Modifying the database contents:

Note: Obviously it’s not usually a great idea to modify production database contents from the Python interpreter, however, some times it can prevent you from having to drop the table and rebuilding the contents all over again.

Let’s look at an example of where I needed to remove old jobs from my schedulers Queue table, from the Flask shell interpreter.

Here is an example of a Queue object from my scheduler:

Let’s say for this example, that I pushed a fix to my code recently but I have a lot of jobs running in the queue that I want to run with the fixed code. In order to do this I need to delete these waiting jobs from the schedulers Queue.

First, I need to find a list of jobs in the Queue.

(venv) [AllynH_dev] C:\example_app\>python manage.py shell

>>> job_queue = Queue.query.all()
>>> print("There are", len(job_queue), "queue items.")
There are 15 queue items.

Now let’s delete the problem items:

>>> from datetime import datetime, timedelta
>>> for q in job_queue:
...     later = datetime.now() + timedelta(hours=10)
...     if q.time_to_live > later:
...             db.session.delete(q)
...
>>> db.session.commit()
>>> job_queue = Queue.query.all()
>>> print("There are", len(job_queue), "queue items.")
There are 7 queue items.

In this case – any Queue item with a time_to_live value of > 10 hours from now will be deleted.

Now that we can successively access, read and modify the production database through the Python interpreter – the next step is to actually create a standalone script to handle the file parsing and database connections.

Creating the database engine:

In the diagram below, each of the servers are connected to the web application via a file called “DB engine”, let’s have a look at how to create this file.

Dashboard application structure:

Using what we know about app context and adding the database to the application, we can now create a new file, called “db_engine.py”:

/yourapplication
    config.py
    db_engine.py
    /app
        __init__.py
        views.py
        models.py
        /static
            style.css
        /templates
            layout.html
            index.html
            login.html

To access our SQL Alchemy database:

  • We can import the create_app function.
  • We can also import the Flask database models.
  • When executing create_app, we push the app context to our db_engine app.

db_engine.py:

from app import create_app, db
from app.models import Users, Files, Queue # etc...:

create_app('production').app_context().push()

Note: The ‘production’ parameter can also be set to ‘development’ or ‘testing’ or any other configuration in your app.
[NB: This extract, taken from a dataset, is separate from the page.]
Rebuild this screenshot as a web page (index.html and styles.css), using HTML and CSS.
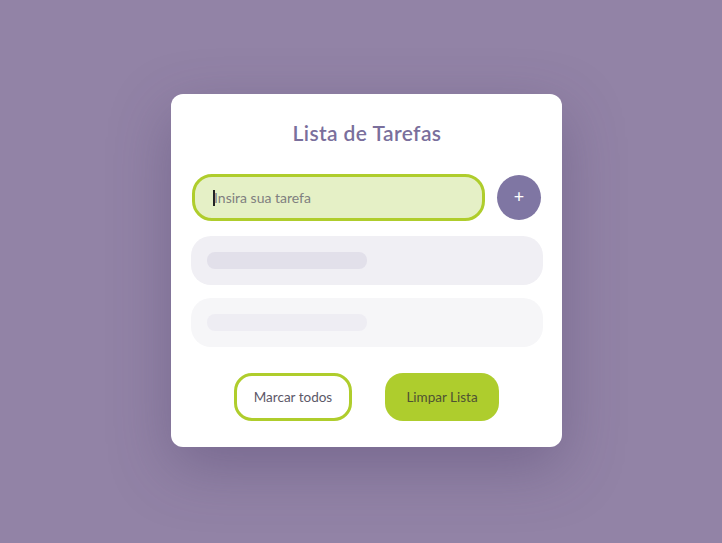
FILE: index.html
```html
<!DOCTYPE html>
<html lang="pt">
<head>
<meta charset="utf-8">
<title>Lista de Tarefas</title>
<link rel="stylesheet" href="styles.css">
</head>
<body>
<main class="page">
  <section class="card">
    <h1 class="title">Lista de Tarefas</h1>
    <div class="entry">
      <div class="field"><span class="caret"></span><span class="placeholder">Insira sua tarefa</span></div>
      <button class="add">+</button>
    </div>
    <div class="row row-a"><span class="bar"></span></div>
    <div class="row row-b"><span class="bar"></span></div>
    <div class="actions">
      <button class="btn btn-outline">Marcar todos</button>
      <button class="btn btn-fill">Limpar Lista</button>
    </div>
  </section>
</main>
</body>
</html>
```

FILE: styles.css
```css
* { box-sizing: border-box; }
html, body { margin: 0; height: 100%; }
body {
  background: #9283a6;
  font-family: "Lato", "Open Sans", sans-serif;
}
.page {
  height: 100%;
  display: flex;
  justify-content: center;
  align-items: flex-start;
  padding-top: 94px;
  padding-left: 11px;
}
.card {
  width: 391px;
  height: 353px;
  background: #ffffff;
  border-radius: 12px;
  box-shadow: 0 20px 60px rgba(70, 55, 100, 0.35);
  padding: 27px 19px 26px 20px;
  display: flex;
  flex-direction: column;
}
.title {
  margin: 0;
  text-align: center;
  font-size: 21px;
  line-height: 24px;
  font-weight: 600;
  letter-spacing: 0.4px;
  color: #7a6f9c;
}
.entry {
  margin-top: 29px;
  display: flex;
  align-items: center;
  gap: 12px;
  padding-left: 1px;
}
.field {
  width: 293px;
  height: 47px;
  border: 3px solid #afcd2c;
  background: #e5f0c6;
  border-radius: 20px;
  display: flex;
  align-items: center;
  padding-left: 18px;
}
.caret {
  width: 2px;
  height: 16px;
  background: #222;
  margin-right: -1px;
}
.placeholder {
  font-size: 14px;
  color: #7f7f7f;
}
.add {
  width: 44px;
  height: 45px;
  border-radius: 50%;
  border: none;
  background: #7f76a3;
  color: #fff;
  font-size: 18px;
  font-family: inherit;
  padding: 0 0 3px;
  cursor: pointer;
}
.row {
  height: 49px;
  border-radius: 20px;
  display: flex;
  align-items: center;
  padding-left: 16px;
}
.row-a { margin-top: 15px; background: #f0eff4; }
.row-b { margin-top: 13px; background: #f6f6f8; }
.bar {
  width: 160px;
  height: 17px;
  border-radius: 8px;
}
.row-a .bar { background: #e2e0ea; }
.row-b .bar { background: #eeedf3; }
.actions {
  margin-top: 26px;
  padding-right: 1px;
  display: flex;
  justify-content: center;
  gap: 33px;
}
.btn {
  height: 48px;
  border-radius: 18px;
  font-family: inherit;
  font-size: 13.5px;
  cursor: pointer;
}
.btn-outline {
  width: 118px;
  background: #fff;
  border: 3px solid #afcd2c;
  color: #5c5868;
}
.btn-fill {
  width: 114px;
  background: #aecd2d;
  border: none;
  color: #4e5233;
}
```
I normally set this via a command line argument.

We can now Query items from the database:

db_engine.py:

# code to open and parse files, etc.:
my_queue = Queue.query.all()
For queue in my_queue:
    output = parse_log_file(queue.run_dir, queue.owner, queue.run_tag, queue.user_tag)

Note: the parse_log_file function parses the file and returns some test results, implementation will depend on what you want to do.

We can also add items to the database:

db_engine.py:

# Add runs to the Queue database.:
add_run = Queue(
    time_to_live    = datetime.utcnow() + timedelta(hours=24))
    run_dir         = my_file[‘RUN_DIR'],
    owner           = my_file[‘OWNER'],
    site            = my_file['SITE'],
    host            = my_file['HOST_MACHINE'],
    run_tag         = my_file.get('run_tag', 'Development'),
    user_tag        = my_file.get('user_tag', ''),
    time_to_live    = datetime.utcnow() + timedelta(hours=24)
)

db.session.add(add_run)
db.session.commit()

Here I add an item to the task queue, these items are processed by a cron job that runs every 15 minutes.

Setting parameters with argparse :

In the code above, the create_app() function was hardcoded to ‘production’, in my case I use argparse to set this value with a command line argument.

db_engine.py:

parser.add_argument("-p", "--production", action="store_true",
					help="Select production server.")
args = parser.parse_args()

# Set user defined input options:
def parse_arguments():
	if args.production:
		# Create app:
		create_app('production').app_context().push()
	else:
		# Create app:
		create_app(os.getenv('FLASK_CONFIG') or 'default').app_context().push()

For more information on argparse, see here. See here for an example of how I use it in my automation code.

Executing the code:

As mentioned above, you can use the same code base for running the web server or the database engine. The app context controls how the application is run.

Running the web server:

When running the Flask webserver you’d use:

python manage.py runserver

Or, if you were using Flask CLI:

flask run

Or, if you were using gunicorn, something like this:

web: gunicorn --workers 4 manage:app

Running the database engine:

When running the database engine – you can do something like this:

# Run Engine in production mode - add schedule file:
python db_engine.py --schedule_file ..\Engine\queue_file.json --production

In my case, the schedule file is a list of files containing test results, that I want added to the database. These parameters are defined with argparse and can be whatever you need.

Conclusion:

To summarise, Flask and SQL Alchemy can do a lot of powerful stuff, with very little changes to your core code base.

  • We can now push data from multiple servers to our database.
  • We can reuse the Flask models and database structure, outside of the web application.
  • Don’t need to write custom database code, so our applications will never be out of sync.
  • The same code base can be used to run our web server or the db_engine – the code runs with different context.

If you’ve built your app structure following some of the main Flask tutorials – you may not even have to make changes to your code base.